--- Data supplied ---
══════
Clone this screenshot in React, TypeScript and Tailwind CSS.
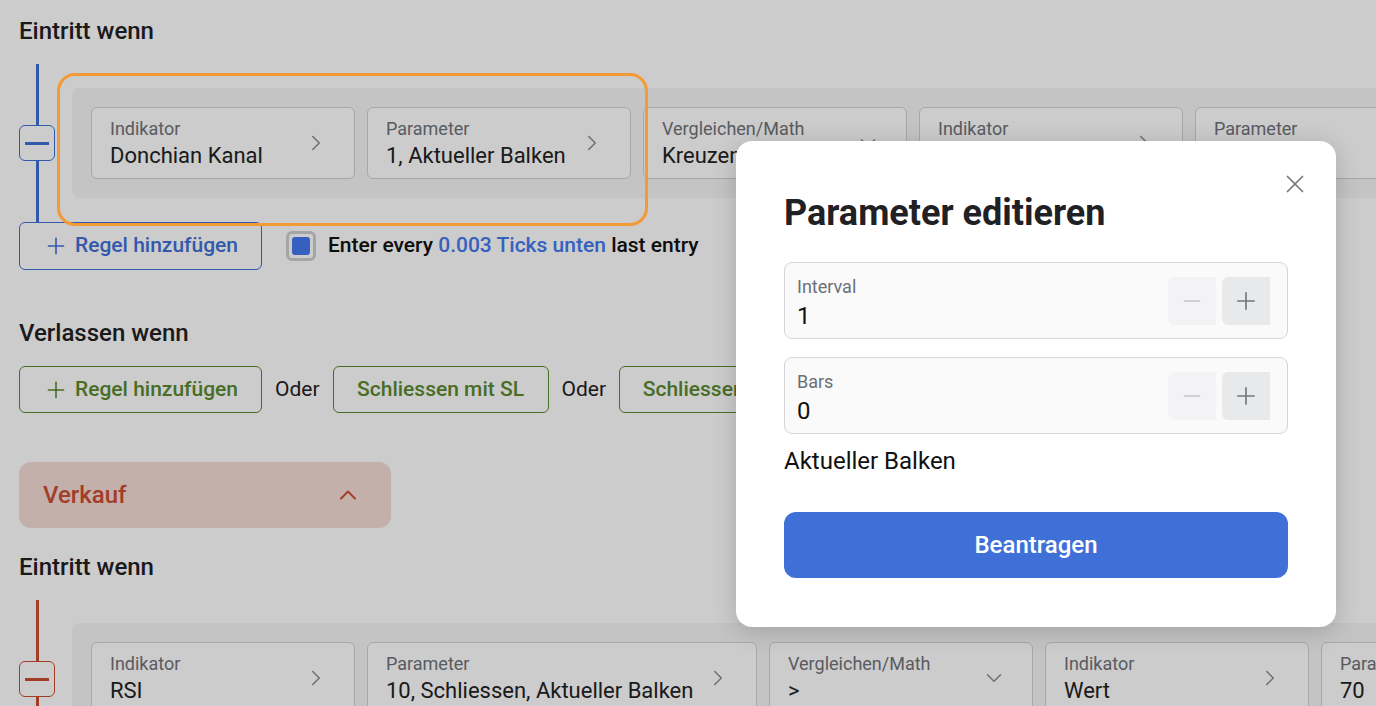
══════
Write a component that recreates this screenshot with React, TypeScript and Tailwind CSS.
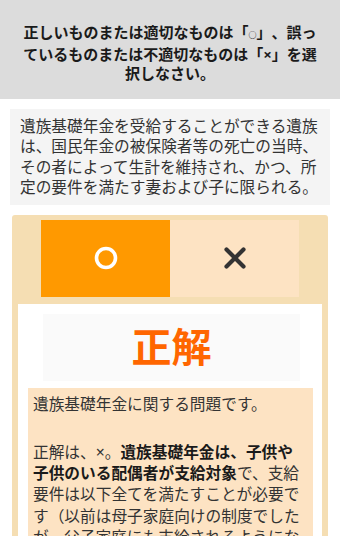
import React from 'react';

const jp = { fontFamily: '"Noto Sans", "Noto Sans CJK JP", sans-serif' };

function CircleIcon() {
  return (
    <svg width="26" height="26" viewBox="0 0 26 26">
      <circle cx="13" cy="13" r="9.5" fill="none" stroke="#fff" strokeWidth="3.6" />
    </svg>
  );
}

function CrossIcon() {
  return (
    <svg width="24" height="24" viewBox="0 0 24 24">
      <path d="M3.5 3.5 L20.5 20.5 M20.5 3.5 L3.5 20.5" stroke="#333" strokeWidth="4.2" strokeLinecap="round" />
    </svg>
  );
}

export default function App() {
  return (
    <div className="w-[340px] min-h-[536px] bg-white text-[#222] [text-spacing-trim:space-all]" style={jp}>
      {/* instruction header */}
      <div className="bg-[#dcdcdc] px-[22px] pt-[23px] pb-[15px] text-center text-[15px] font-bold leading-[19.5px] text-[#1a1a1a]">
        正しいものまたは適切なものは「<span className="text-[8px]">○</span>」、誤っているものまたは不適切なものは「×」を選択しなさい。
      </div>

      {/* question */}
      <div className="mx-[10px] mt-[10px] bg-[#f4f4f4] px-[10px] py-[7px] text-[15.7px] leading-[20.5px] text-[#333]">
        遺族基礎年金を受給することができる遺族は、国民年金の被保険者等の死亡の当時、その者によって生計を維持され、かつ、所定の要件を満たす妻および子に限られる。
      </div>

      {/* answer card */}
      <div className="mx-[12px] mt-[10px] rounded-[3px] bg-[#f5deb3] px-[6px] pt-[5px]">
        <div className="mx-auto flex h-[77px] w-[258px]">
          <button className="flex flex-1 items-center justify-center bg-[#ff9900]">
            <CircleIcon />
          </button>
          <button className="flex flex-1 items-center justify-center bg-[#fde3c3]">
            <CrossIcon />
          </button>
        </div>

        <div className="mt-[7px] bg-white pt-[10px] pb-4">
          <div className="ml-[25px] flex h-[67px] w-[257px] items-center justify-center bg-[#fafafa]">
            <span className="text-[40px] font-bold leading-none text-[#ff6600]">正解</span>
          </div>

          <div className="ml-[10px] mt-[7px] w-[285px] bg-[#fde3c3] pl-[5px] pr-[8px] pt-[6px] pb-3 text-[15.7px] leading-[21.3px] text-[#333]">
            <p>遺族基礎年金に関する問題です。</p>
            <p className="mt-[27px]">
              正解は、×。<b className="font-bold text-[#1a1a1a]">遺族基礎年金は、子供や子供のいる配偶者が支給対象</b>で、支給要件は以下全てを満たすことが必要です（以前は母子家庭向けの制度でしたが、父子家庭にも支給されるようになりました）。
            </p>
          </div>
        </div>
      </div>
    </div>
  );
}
══════
--- The task ---
Tell how many lines contain the word "screenshot", using only the number.

--- Output ---
2